GAVI working to reduce vaccine prices
In response to the DT article “GAVI funds big pharma while Indian drug firm could produce for less”, it is necessary to clarify the aim of the Advance Market Commitment (AMC), as well as GAVI’s aim to ensure that children in poor countries have the same access to life-saving vaccines as their counterparts in rich countries do.
Every year millions of children in developing countries die from vaccine-preventable diseases because their governments are unable to afford the appropriate vaccines or because vaccines are not even available in those regions. GAVI firmly believes that these children should not have to wait the usual 10-15 years until cheaper vaccines are available in needed quantities. Children need them now.

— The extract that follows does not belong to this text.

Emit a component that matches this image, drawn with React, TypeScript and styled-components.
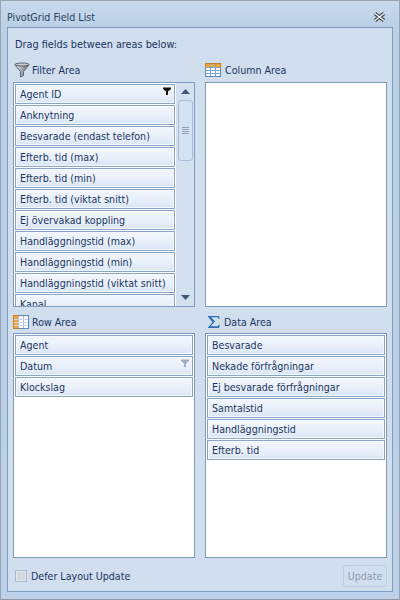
import { createGlobalStyle, styled } from "styled-components";

const GlobalStyle = createGlobalStyle`
    html, body {
        margin: 0;
        padding: 0;
    }
    body {
        font-family: "DejaVu Sans", "Noto Sans", sans-serif;
        font-stretch: condensed;
        font-size: 10.6px;
        color: #1b3560;
    }
`;

const Window = styled.div`
    box-sizing: border-box;
    width: 400px;
    height: 600px;
    display: flex;
    flex-direction: column;
    padding: 0 6px 7px 6px;
    border: 1px solid #9aa5b3;
    border-bottom-color: #8d99a8;
    background: linear-gradient(180deg, #c9d9ec 0, #bad0e6 26px, #bdd2e8 100%);
`;

const TitleBar = styled.div`
    height: 26px;
    flex: none;
    display: flex;
    align-items: center;
    justify-content: space-between;
    padding-top: 5px;
    box-sizing: border-box;
    color: #2b3f58;
`;

const CloseButton = styled.svg`
    width: 13px;
    height: 10px;
    margin-right: 7px;
`;

const Panel = styled.div`
    flex: 1;
    min-height: 0;
    box-sizing: border-box;
    display: flex;
    flex-direction: column;
    padding: 10px 5px 4px 5px;
    border: 1px solid #7f9bbd;
    background: #d0deed;
`;

const Hint = styled.div`
    height: 16px;
    line-height: 14px;
    padding-left: 2px;
    font-size: 10.8px;
`;

const Grid = styled.div`
    flex: none;
    display: grid;
    grid-template-columns: 182px 182px;
    grid-template-rows: 249px 249px;
    column-gap: 10px;
    row-gap: 2px;
    margin-top: 4px;
`;

const Area = styled.section`
    display: flex;
    flex-direction: column;
    min-height: 0;
`;

const AreaHeader = styled.div<{ $inset: number; $gap: number; $drop?: boolean }>`
    height: 24px;
    flex: none;
    box-sizing: border-box;
    display: flex;
    align-items: center;
    gap: ${(p) => p.$gap}px;
    padding-left: ${(p) => p.$inset}px;
    padding-top: ${(p) => (p.$drop ? 2 : 0)}px;
`;

const ListBox = styled.div`
    flex: 1;
    min-height: 0;
    box-sizing: border-box;
    display: flex;
    border: 1px solid #7f9bbd;
    background: #fff;
    overflow: hidden;
`;

const Items = styled.div`
    flex: 1;
    min-width: 0;
    display: flex;
    flex-direction: column;
    gap: 1px;
    padding: 1px;
    overflow: hidden;
`;

const Item = styled.div`
    position: relative;
    flex: none;
    box-sizing: border-box;
    height: 20px;
    line-height: 19px;
    padding-left: 4px;
    border: 1px solid #8aa4c6;
    box-shadow: inset 0 0 0 1px #f4f8fd;
    background: linear-gradient(180deg, #f2f6fc 0%, #e9f0fa 55%, #d9e5f4 100%);
    white-space: nowrap;
`;

const ItemFilter = styled.svg`
    position: absolute;
    top: 2px;
    right: 3px;
    width: 8px;
    height: 8px;
`;

const ScrollBar = styled.div`
    width: 18px;
    flex: none;
    display: flex;
    flex-direction: column;
    align-items: center;
    background: #d3e0ef;
`;

const ScrollArrow = styled.svg`
    width: 9px;
    height: 5px;
    flex: none;
    margin: 6px 0;
`;

const ScrollThumb = styled.div`
    box-sizing: border-box;
    width: 15px;
    height: 61px;
    flex: none;
    display: flex;
    flex-direction: column;
    align-items: center;
    justify-content: center;
    gap: 1px;
    border: 1px solid #a9bdd6;
    border-radius: 3px;
    background: #d5e2f1;
`;

const ThumbLine = styled.span`
    width: 7px;
    height: 1px;
    background: #8ea3bd;
`;

const ScrollTrack = styled.div`
    flex: 1;
`;

const Footer = styled.div`
    flex: 1;
    display: flex;
    align-items: center;
    justify-content: space-between;
    padding: 7px 0 0 2px;
`;

const DeferLabel = styled.label`
    display: flex;
    align-items: center;
    gap: 4px;
`;

const CheckBox = styled.span`
    box-sizing: border-box;
    width: 12px;
    height: 12px;
    border: 1px solid #a8b9cd;
    box-shadow: inset 0 0 0 1px #e3e8ee;
    background: #d4d9de;
`;

const UpdateButton = styled.button`
    box-sizing: border-box;
    width: 44px;
    height: 22px;
    padding: 0;
    border: 1px solid #bccbdd;
    border-radius: 3px;
    background: #d0deed;
    color: #8d9db0;
    font-family: inherit;
    font-stretch: inherit;
    font-size: 10.6px;
`;

const FilterIcon = () => (
    <svg width="16" height="16" viewBox="0 0 16 16">
        <defs>
            <linearGradient id="funnel" x1="0" x2="1" y1="0" y2="0">
                <stop offset="0" stopColor="#e8eaec" />
                <stop offset="0.5" stopColor="#a4a9b0" />
                <stop offset="1" stopColor="#5d636b" />
            </linearGradient>
        </defs>
        <path d="M1 3l5.500 6.500V15l3-1.500V9.500L15 3z" fill="url(#funnel)" stroke="#5e6670" />
        <ellipse cx="8" cy="2.500" rx="7" ry="1.500" fill="#c9cdd2" stroke="#5e6670" />
    </svg>
);

const TableIcon = ({ side }: { side?: boolean }) => (
    <svg width="16" height="14" viewBox="0 0 16 14">
        <rect x="0.500" y="0.500" width="15" height="13" fill="#f8fbfe" stroke="#5f8ac0" />
        {side ? (
            <rect x="0.500" y="0.500" width="5" height="13" fill="#f0a63c" stroke="#c87f22" />
        ) : (
            <rect x="0.500" y="0.500" width="15" height="4" fill="#f0a63c" stroke="#c87f22" />
        )}
        <path d="M5.500 1v12M10.500 1v12" stroke={side ? "#a9bcd4" : "#7fa2cf"} fill="none" />
        <path d="M1 4.500h14M1 7.500h14M1 10.500h14" stroke={side ? "#c9d5e4" : "#7fa2cf"} fill="none" />
    </svg>
);

const SigmaIcon = () => (
    <svg width="12" height="12" viewBox="0 0 12 12">
        <path d="M0 0h11l.6 3h-.8L9.800 1.300H3.200L7 5.600 2.600 10.200h7.200l1.200-1.800h.8L11 12H0v-.8L4.600 6.200 0 .8z" fill="#2a6fb8" />
    </svg>
);

const FunnelMark = ({ color }: { color: string }) => (
    <ItemFilter viewBox="0 0 8 8">
        <path d="M0 0.500h8v1.500L5 4.500V8H3V4.500L0 2z" fill={color} />
    </ItemFilter>
);

const filterFields = [
    "Agent ID",
    "Anknytning",
    "Besvarade (endast telefon)",
    "Efterb. tid (max)",
    "Efterb. tid (min)",
    "Efterb. tid (viktat snitt)",
    "Ej övervakad koppling",
    "Handläggningstid (max)",
    "Handläggningstid (min)",
    "Handläggningstid (viktat snitt)",
    "Kanal",
];

const rowFields = ["Agent", "Datum", "Klockslag"];

const dataFields = [
    "Besvarade",
    "Nekade förfrågningar",
    "Ej besvarade förfrågningar",
    "Samtalstid",
    "Handläggningstid",
    "Efterb. tid",
];

export default function App() {
    return (
        <>
            <GlobalStyle />
            <Window>
                <TitleBar>
                    <span>PivotGrid Field List</span>
                    <CloseButton viewBox="0 0 13 10">
                        <path d="M2 1.500l9 7M11 1.500l-9 7" stroke="#3f444c" strokeWidth="3.500" fill="none" />
                        <path d="M2 1.500l9 7M11 1.500l-9 7" stroke="#f3f5f8" strokeWidth="1.500" fill="none" />
                    </CloseButton>
                </TitleBar>
                <Panel>
                    <Hint>Drag fields between areas below:</Hint>
                    <Grid>
                        <Area>
                            <AreaHeader $inset={1} $gap={2}>
                                <FilterIcon />
                                Filter Area
                            </AreaHeader>
                            <ListBox>
                                <Items>
                                    {filterFields.map((field, i) => (
                                        <Item key={field}>
                                            {field}
                                            {i === 0 ? <FunnelMark color="#111" /> : null}
                                        </Item>
                                    ))}
                                </Items>
                                <ScrollBar>
                                    <ScrollArrow viewBox="0 0 9 5">
                                        <path d="M4.500 0L9 5H0z" fill="#3f5674" />
                                    </ScrollArrow>
                                    <ScrollThumb>
                                        <ThumbLine />
                                        <ThumbLine />
                                        <ThumbLine />
                                        <ThumbLine />
                                    </ScrollThumb>
                                    <ScrollTrack />
                                    <ScrollArrow viewBox="0 0 9 5">
                                        <path d="M0 0h9L4.500 5z" fill="#3f5674" />
                                    </ScrollArrow>
                                </ScrollBar>
                            </ListBox>
                        </Area>
                        <Area>
                            <AreaHeader $inset={0} $gap={4}>
                                <TableIcon />
                                Column Area
                            </AreaHeader>
                            <ListBox />
                        </Area>
                        <Area>
                            <AreaHeader $inset={0} $gap={3} $drop>
                                <TableIcon side />
                                Row Area
                            </AreaHeader>
                            <ListBox>
                                <Items>
                                    {rowFields.map((field) => (
                                        <Item key={field}>
                                            {field}
                                            {field === "Datum" ? <FunnelMark color="#9fb0c4" /> : null}
                                        </Item>
                                    ))}
                                </Items>
                            </ListBox>
                        </Area>
                        <Area>
                            <AreaHeader $inset={3} $gap={4} $drop>
                                <SigmaIcon />
                                Data Area
                            </AreaHeader>
                            <ListBox>
                                <Items>
                                    {dataFields.map((field) => (
                                        <Item key={field}>{field}</Item>
                                    ))}
                                </Items>
                            </ListBox>
                        </Area>
                    </Grid>
                    <Footer>
                        <DeferLabel>
                            <CheckBox />
                            Defer Layout Update
                        </DeferLabel>
                        <UpdateButton disabled>Update</UpdateButton>
                    </Footer>
                </Panel>
            </Window>
        </>
    );
}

The first AMC was launched to accelerate the availability of effective and affordable vaccines against pneumococcal disease, the biggest cause of pneumonia, which kills more children around the world than any other disease. Thanks to the AMC, these life-saving vaccines are now being provided by GAVI to children in developing countries at hugely reduced prices, 80% less than the lowest prices available anywhere in the world.
If plans are fully implemented, GAVI will be able to prevent the deaths of approximately 650,000 children by 2015.

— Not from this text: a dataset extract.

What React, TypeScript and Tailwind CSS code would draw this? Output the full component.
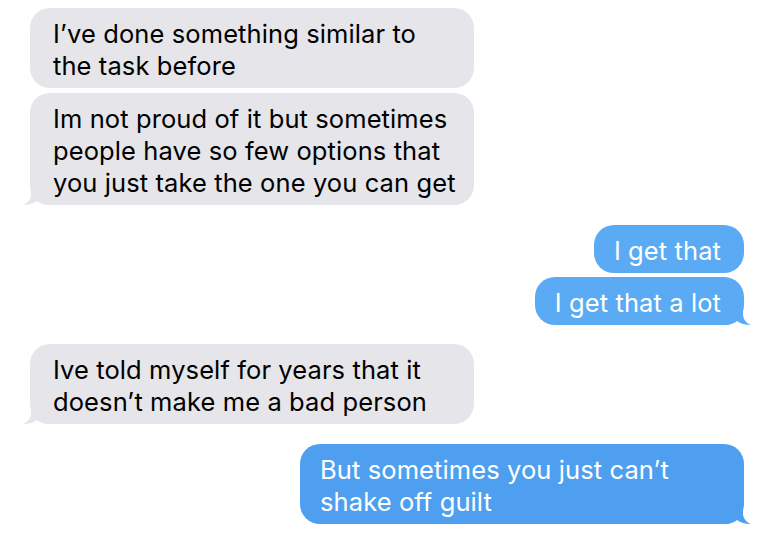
type Side = 'in' | 'out';

interface Msg {
  side: Side;
  lines: string[];
  tail?: boolean;
  gap: string;
}

const messages: Msg[] = [
  { side: 'in', lines: ['I\u2019ve done something similar to', 'the task before'], gap: 'mt-[8px]' },
  {
    side: 'in',
    lines: ['Im not proud of it but sometimes', 'people have so few options that', 'you just take the one you can get'],
    tail: true,
    gap: 'mt-[5px]',
  },
  { side: 'out', lines: ['I get that'], gap: 'mt-[20px]' },
  { side: 'out', lines: ['I get that a lot'], tail: true, gap: 'mt-[4px]' },
  { side: 'in', lines: ['Ive told myself for years that it', 'doesn\u2019t make me a bad person'], tail: true, gap: 'mt-[19px]' },
  { side: 'out', lines: ['But sometimes you just can\u2019t', 'shake off guilt'], tail: true, gap: 'mt-[20px]' },
];

function Tail({ side, color }: { side: Side; color: string }) {
  const isIn = side === 'in';
  return (
    <svg
      width="28"
      height="24"
      viewBox="0 0 28 24"
      className={`absolute bottom-0 ${isIn ? 'left-[-7px]' : 'right-[-7px] -scale-x-100'} ${color}`}
    >
      <path d="M8 0 L8 13 C8 18.5 5 22 0 24 C6 24 10.5 22.5 14 20 C17 22.5 21 24 28 24 L28 0 Z" />
    </svg>
  );
}

function Bubble({ msg, multi }: { msg: Msg; multi: boolean }) {
  const isIn = msg.side === 'in';
  const bg = isIn ? 'bg-[#e5e5ea]' : multi ? 'bg-[#4f9ff0]' : 'bg-[#5aabf4]';
  const fill = isIn ? 'fill-[#e5e5ea]' : multi ? 'fill-[#4f9ff0]' : 'fill-[#5aabf4]';
  return (
    <div className={`flex ${isIn ? 'justify-start pl-[30px]' : 'justify-end pr-[26px]'} ${msg.gap}`}>
      <div
        className={`relative rounded-[20px] pt-[10px] pb-[6px] text-[25.5px] leading-[32px] tracking-[0.1px] whitespace-nowrap ${
          multi ? 'w-[444px]' : 'w-fit'
        } ${isIn ? 'pl-[23px] pr-[20px] text-black' : 'pl-[20px] pr-[23px] text-white'} ${bg}`}
      >
        {msg.tail && <Tail side={msg.side} color={fill} />}
        <div className="relative">
          {msg.lines.map((l, i) => (
            <div key={i}>{l}</div>
          ))}
        </div>
      </div>
    </div>
  );
}

export default function App() {
  return (
    <div
      className="w-[770px] h-[536px] bg-white overflow-hidden flex flex-col"
      style={{ fontFamily: 'Inter, "Noto Sans", sans-serif' }}
    >
      {messages.map((m, i) => (
        <Bubble key={i} msg={m} multi={m.lines.length > 1} />
      ))}
    </div>
  );
}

The AMC was designed to be a “pull mechanism” to stimulate supply from multiple manufacturers and guarantee the long-term availability of vaccine supply. It rewards successful investment from any pharmaceutical company that develops the appropriate vaccines in the right quantities. The reward allows companies to recover some investment costs, including investment in capacity to supply the GAVI market.
The AMC was intended to reach beyond pharmaceutical multinationals. Products from developing country manufacturers that meet quality standards set out by WHO and approved by an independent review committee are also eligible. By awarding supply through sequential tenders, the AMC was designed to encourage multiple manufacturers to enter the market. For example, the Serum Institute of India and Panacea Biotech have already registered to participate.

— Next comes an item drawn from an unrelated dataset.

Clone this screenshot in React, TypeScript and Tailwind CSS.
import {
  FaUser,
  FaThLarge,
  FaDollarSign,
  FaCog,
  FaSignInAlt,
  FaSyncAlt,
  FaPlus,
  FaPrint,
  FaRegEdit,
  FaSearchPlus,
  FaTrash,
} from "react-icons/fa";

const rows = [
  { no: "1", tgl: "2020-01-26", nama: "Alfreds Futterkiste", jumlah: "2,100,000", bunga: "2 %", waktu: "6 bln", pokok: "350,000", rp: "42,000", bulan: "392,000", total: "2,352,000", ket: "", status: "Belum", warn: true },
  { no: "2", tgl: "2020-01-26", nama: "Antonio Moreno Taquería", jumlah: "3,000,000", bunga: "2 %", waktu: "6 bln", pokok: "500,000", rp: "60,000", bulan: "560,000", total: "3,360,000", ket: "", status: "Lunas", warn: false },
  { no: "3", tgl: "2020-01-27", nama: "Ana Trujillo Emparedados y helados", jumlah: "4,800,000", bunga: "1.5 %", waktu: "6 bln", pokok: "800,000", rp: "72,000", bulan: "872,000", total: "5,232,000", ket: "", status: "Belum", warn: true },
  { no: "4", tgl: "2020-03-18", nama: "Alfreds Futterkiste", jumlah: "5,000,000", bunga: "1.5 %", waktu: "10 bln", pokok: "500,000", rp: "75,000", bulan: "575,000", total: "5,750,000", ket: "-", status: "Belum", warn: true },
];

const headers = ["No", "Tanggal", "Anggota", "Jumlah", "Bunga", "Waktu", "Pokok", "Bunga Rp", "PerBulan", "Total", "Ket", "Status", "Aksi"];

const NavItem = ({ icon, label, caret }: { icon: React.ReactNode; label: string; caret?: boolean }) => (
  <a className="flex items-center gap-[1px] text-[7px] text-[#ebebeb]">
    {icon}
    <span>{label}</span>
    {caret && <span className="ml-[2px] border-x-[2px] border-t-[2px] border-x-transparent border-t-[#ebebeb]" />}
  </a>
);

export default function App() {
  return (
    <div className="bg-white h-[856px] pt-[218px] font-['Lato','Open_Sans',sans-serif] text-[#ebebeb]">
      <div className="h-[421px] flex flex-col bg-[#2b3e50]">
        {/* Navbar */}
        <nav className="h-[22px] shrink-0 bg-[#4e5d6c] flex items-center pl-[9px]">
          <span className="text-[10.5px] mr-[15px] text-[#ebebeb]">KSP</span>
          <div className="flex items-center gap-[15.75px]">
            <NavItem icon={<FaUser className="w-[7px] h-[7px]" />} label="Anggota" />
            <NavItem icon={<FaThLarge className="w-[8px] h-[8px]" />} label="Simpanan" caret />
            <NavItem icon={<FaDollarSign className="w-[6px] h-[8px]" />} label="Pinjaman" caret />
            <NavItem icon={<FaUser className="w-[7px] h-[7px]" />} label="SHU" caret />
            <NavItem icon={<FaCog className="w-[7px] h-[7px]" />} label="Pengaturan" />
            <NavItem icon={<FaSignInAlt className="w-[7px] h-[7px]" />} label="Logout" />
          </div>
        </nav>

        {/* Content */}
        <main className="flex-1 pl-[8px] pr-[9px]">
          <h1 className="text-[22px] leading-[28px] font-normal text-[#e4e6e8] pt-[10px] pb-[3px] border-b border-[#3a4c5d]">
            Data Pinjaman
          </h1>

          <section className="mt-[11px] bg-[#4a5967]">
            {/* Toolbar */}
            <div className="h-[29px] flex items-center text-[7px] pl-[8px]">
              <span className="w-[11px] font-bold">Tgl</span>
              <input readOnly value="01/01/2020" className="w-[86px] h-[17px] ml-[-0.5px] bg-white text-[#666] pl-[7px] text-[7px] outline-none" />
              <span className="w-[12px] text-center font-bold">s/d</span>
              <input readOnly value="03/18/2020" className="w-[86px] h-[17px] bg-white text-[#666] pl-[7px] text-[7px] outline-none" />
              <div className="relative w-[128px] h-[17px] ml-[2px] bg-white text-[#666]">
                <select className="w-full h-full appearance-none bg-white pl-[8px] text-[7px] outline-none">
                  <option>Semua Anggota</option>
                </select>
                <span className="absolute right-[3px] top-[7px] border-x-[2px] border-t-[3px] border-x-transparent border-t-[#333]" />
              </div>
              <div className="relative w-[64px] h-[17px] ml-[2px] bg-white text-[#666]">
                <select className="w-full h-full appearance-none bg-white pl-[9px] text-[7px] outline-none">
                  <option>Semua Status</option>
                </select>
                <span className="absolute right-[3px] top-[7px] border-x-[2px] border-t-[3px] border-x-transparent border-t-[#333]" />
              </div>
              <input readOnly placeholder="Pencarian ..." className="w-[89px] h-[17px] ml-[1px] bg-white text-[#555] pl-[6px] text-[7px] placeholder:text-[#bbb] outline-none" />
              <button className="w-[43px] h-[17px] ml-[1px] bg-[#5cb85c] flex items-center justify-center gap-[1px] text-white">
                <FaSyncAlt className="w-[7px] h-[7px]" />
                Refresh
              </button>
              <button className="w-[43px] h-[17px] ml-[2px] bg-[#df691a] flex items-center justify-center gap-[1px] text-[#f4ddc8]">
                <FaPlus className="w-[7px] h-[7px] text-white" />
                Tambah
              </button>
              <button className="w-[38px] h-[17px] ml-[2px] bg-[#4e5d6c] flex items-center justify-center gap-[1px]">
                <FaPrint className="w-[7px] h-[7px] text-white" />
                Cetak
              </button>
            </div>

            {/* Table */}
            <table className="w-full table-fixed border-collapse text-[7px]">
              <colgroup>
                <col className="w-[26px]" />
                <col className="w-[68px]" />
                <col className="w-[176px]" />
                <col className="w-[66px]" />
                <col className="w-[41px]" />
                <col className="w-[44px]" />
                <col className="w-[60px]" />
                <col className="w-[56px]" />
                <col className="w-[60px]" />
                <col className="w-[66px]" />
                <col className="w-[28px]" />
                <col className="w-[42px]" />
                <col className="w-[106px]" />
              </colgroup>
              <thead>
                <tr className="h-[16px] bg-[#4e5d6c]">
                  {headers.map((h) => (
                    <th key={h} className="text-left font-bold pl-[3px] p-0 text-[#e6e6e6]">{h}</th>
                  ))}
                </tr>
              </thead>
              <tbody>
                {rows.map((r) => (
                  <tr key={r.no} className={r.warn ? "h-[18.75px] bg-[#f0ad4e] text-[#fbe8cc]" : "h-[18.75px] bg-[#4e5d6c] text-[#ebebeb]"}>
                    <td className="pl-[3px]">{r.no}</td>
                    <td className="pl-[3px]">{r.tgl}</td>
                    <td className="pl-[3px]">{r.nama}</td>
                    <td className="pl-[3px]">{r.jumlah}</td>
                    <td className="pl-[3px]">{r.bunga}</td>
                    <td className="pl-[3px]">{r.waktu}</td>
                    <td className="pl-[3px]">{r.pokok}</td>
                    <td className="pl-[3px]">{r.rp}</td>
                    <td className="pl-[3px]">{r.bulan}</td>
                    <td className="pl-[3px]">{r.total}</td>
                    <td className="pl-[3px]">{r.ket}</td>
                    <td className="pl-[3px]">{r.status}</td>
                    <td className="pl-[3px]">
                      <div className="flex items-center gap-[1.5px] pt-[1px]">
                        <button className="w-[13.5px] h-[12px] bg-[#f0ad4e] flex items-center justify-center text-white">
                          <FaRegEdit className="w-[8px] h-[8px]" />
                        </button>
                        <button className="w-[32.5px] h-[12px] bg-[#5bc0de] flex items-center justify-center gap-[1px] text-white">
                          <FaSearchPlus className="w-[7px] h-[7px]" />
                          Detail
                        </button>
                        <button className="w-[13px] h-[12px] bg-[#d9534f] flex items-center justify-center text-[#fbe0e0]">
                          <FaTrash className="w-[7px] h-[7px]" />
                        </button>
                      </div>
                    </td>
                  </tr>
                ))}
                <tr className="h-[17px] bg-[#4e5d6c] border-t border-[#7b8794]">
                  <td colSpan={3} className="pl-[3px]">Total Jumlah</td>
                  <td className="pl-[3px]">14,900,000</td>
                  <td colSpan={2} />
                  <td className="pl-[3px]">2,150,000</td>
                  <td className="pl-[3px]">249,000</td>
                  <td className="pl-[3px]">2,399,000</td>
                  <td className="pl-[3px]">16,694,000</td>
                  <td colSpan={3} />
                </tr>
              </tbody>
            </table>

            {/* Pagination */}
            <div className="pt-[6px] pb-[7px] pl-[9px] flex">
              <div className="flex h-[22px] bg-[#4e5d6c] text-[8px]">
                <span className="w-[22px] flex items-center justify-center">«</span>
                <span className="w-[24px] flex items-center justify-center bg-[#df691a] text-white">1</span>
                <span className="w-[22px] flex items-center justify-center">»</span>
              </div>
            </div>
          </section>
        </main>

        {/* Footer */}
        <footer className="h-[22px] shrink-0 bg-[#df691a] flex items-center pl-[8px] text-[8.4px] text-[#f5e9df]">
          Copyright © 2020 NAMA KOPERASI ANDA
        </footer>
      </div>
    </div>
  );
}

Reducing vaccine prices is a global effort that the AMC is part of. “Push funding” is also important and GAVI collaborates with partners like the Bill & Melinda Gates Foundation, which has provided push funding to emerging market manufacturers to develop next generation pneumococcal vaccines.
The AMC’s substantially reduced prices are a good start. However, they are still high for low-income countries. GAVI believes that the pharmaceutical industry should ensure that vaccines are made even more affordable.
Further lowering vaccine prices is a key element of GAVI’s five-year strategy to shape the vaccine market. This strategy also aims at increasing supply security and facilitating the introduction of new vaccines.
Just last month, GlaxoSmithKline committed to major price reductions on their rotavirus vaccines for low income countries. Serum and Merck also offered price reductions on pentavalent and human papillomavirus (HPV) vaccines, respectively.
While the AMC and other market-based approaches may have their critics, they won’t be among the children benefiting from the vaccine in low-income countries. Thanks to the AMC, parents will no longer have to watch helplessly as their children waste away from the effects of pneumococcal disease. Waiting years for vaccine prices to naturally drop and sufficient supply to increase is not an option. Thousands of young lives would otherwise be lost.